REQUIREMENT |
Without the pictures, print the lines running from the beginning of the material to the line containing "const row = ['amount_mismatch', 'BANK004', 'BOOK004', ''];", both ends included.

[Start STORED DATA]

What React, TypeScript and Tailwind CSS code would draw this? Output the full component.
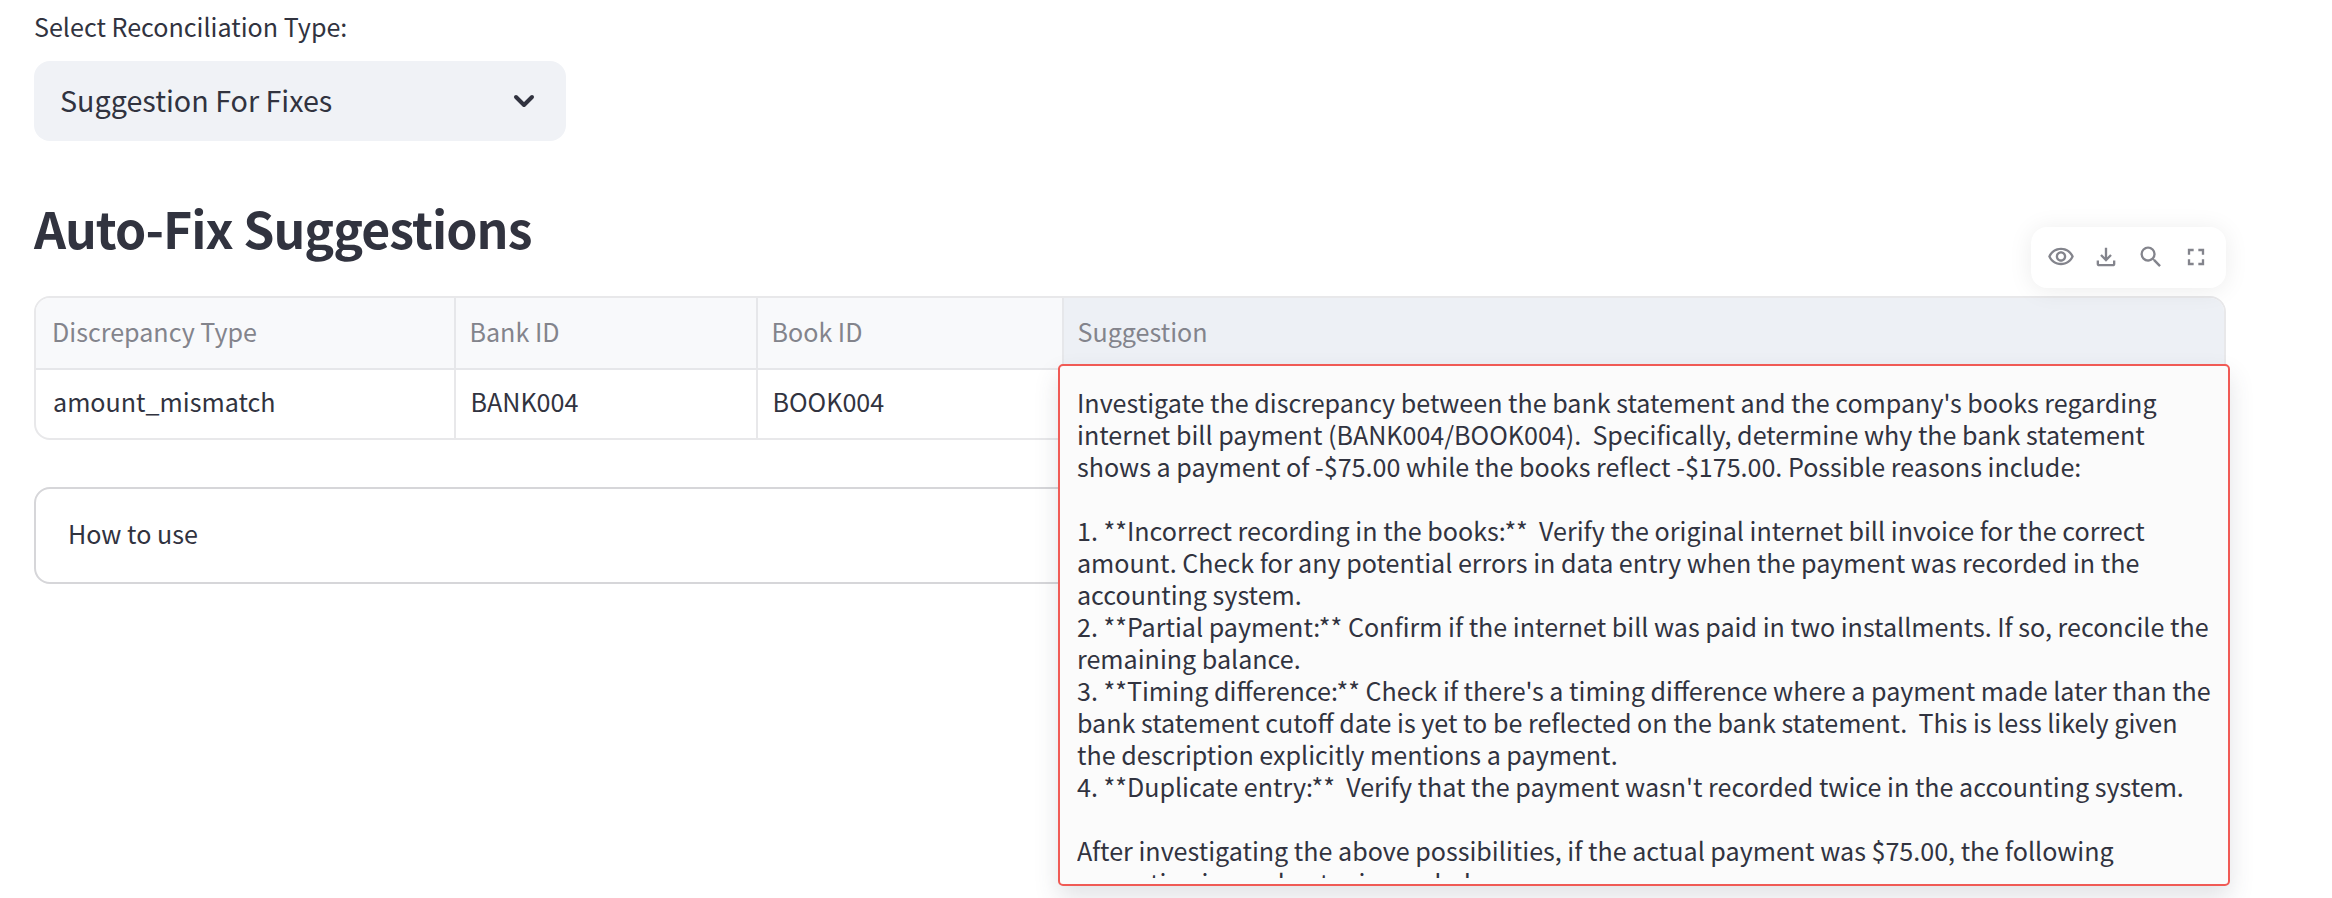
const FONT = "font-['Noto_Sans_CJK_SC',sans-serif]";

const columns = ['Discrepancy Type', 'Bank ID', 'Book ID', 'Suggestion'];
const row = ['amount_mismatch', 'BANK004', 'BOOK004', ''];

const suggestion = [
  "Investigate the discrepancy between the bank statement and the company's books regarding",
  'internet bill payment (BANK004/BOOK004).  Specifically, determine why the bank statement',
  'shows a payment of -$75.00 while the books reflect -$175.00. Possible reasons include:',
  '',
  '1. **Incorrect recording in the books:**  Verify the original internet bill invoice for the correct',
  'amount. Check for any potential errors in data entry when the payment was recorded in the',
  'accounting system.',
  '2. **Partial payment:** Confirm if the internet bill was paid in two installments. If so, reconcile the',
  'remaining balance.',
  "3. **Timing difference:** Check if there's a timing difference where a payment made later than the",
  'bank statement cutoff date is yet to be reflected on the bank statement.  This is less likely given',
  'the description explicitly mentions a payment.',
  "4. **Duplicate entry:**  Verify that the payment wasn't recorded twice in the accounting system.",
  '',
  'After investigating the above possibilities, if the actual payment was $75.00, the following',
  'correcting journal entry is needed:',
];

function Icon({ d }: { d: string }) {
  return (
    <svg viewBox="0 0 24 24" className="size-7 fill-[#83848c]">
      <path d={d} />
    </svg>
  );
}

function Toolbar() {
  return (
    <div className="absolute right-0 -top-[69px] flex h-[61px] w-[195px] items-center gap-[17px] rounded-2xl bg-white pb-px pl-4 shadow-[0_2px_24px_rgba(0,0,0,0.08)]">
      <Icon d="M12 6c3.79 0 7.17 2.13 8.82 5.5C19.17 14.87 15.79 17 12 17s-7.17-2.13-8.82-5.5C4.83 8.13 8.21 6 12 6m0-2C7 4 2.73 7.11 1 11.5 2.73 15.89 7 19 12 19s9.27-3.11 11-7.5C21.27 7.11 17 4 12 4zm0 5c1.38 0 2.5 1.12 2.5 2.5S13.38 14 12 14s-2.5-1.12-2.5-2.5S10.62 9 12 9m0-2c-2.48 0-4.5 2.02-4.5 4.5S9.52 16 12 16s4.5-2.02 4.5-4.5S14.48 7 12 7z" />
      <Icon d="M12 16l-5-5 1.4-1.45 2.6 2.6V4h2v8.15l2.6-2.6L17 11l-5 5zm-6 4q-.825 0-1.412-.587Q4 18.825 4 18v-3h2v3h12v-3h2v3q0 .825-.587 1.413Q18.825 20 18 20H6z" />
      <Icon d="M15.5 14h-.79l-.28-.27A6.471 6.471 0 0 0 16 9.5 6.5 6.5 0 1 0 9.5 16c1.61 0 3.09-.59 4.23-1.57l.27.28v.79l5 4.99L20.49 19l-4.99-5zm-6 0C7.01 14 5 11.99 5 9.5S7.01 5 9.5 5 14 7.01 14 9.5 11.99 14 9.5 14z" />
      <Icon d="M7 14H5v5h5v-2H7v-3zm-2-4h2V7h3V5H5v5zm12 7h-3v2h5v-5h-2v3zM14 5v2h3v3h2V5h-5z" />
    </div>
  );
}

export default function App() {
  return (
    <main className={`h-[898px] w-[2332px] overflow-hidden bg-white pl-[34px] text-[25.1px] text-[#31333f] ${FONT}`}>
      <div className="flex h-[61px] items-start pt-[8px] leading-9">Select Reconciliation Type:</div>
      <div className="flex h-20 w-[532px] items-center justify-between rounded-2xl bg-[#f0f2f6] pr-[31px] pl-[26px]">
        <span className="pb-[2px] text-[28.7px] leading-[44px]">Suggestion For Fixes</span>
        <svg viewBox="0 0 22 14" className="h-[14px] w-[22px] fill-none stroke-[#31333f] stroke-4">
          <path d="M3 3l8 8 8-8" strokeLinecap="round" strokeLinejoin="round" />
        </svg>
      </div>
      <h2 className="flex h-[155px] items-start pt-[50px] text-[50px] leading-[72px] font-bold tracking-[-0.95px]">
        Auto-Fix Suggestions
      </h2>

      <section className="relative h-36 w-[2192px]">
        <Toolbar />
        <div className="grid h-36 grid-cols-[420px_302px_306px_1fr] grid-rows-[72px_1fr] overflow-hidden rounded-2xl border-2 border-[#e8e8ea]">
          {columns.map((name, i) => (
            <div
              key={name}
              className={`flex items-center border-b-2 border-[#e6e7ea] pb-[2px] text-[#83848c] ${i === 0 ? 'pl-4' : 'pl-[13.5px]'} ${i < 3 ? 'border-r-2 bg-[#f8f9fb]' : 'bg-[#edf0f5]'}`}
            >
              {name}
            </div>
          ))}
          {row.map((value, i) => (
            <div
              key={i}
              className={`flex items-center border-[#e8e8ea] pb-1 ${i === 0 ? 'pl-[17px]' : 'pl-[14.5px]'} ${i < 3 ? 'border-r-2' : ''}`}
            >
              {value}
            </div>
          ))}
        </div>
        <div className="absolute top-[68px] left-[1024px] h-[522px] w-[1172px] rounded-[5px] border-2 border-[#f05a55] bg-[#fbfbfb] pt-5 pl-[17px] shadow-[0_12px_24px_rgba(62,65,86,0.15)]">
          <div className="h-[492px] overflow-hidden text-[25.08px] whitespace-pre">
            {suggestion.map((line, i) => (
              <div key={i} className="h-8 leading-8">
                {line}
              </div>
            ))}
          </div>
        </div>
      </section>

      <div className="mt-[47px] flex h-[97px] w-[2192px] items-center rounded-2xl border-2 border-[#d6d6d9] pb-[3px] pl-8">
        How to use
      </div>
    </main>
  );
}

[End STORED DATA]

TASK OUTPUT |
What React, TypeScript and Tailwind CSS code would draw this? Output the full component.
const FONT = "font-['Noto_Sans_CJK_SC',sans-serif]";

const columns = ['Discrepancy Type', 'Bank ID', 'Book ID', 'Suggestion'];
const row = ['amount_mismatch', 'BANK004', 'BOOK004', ''];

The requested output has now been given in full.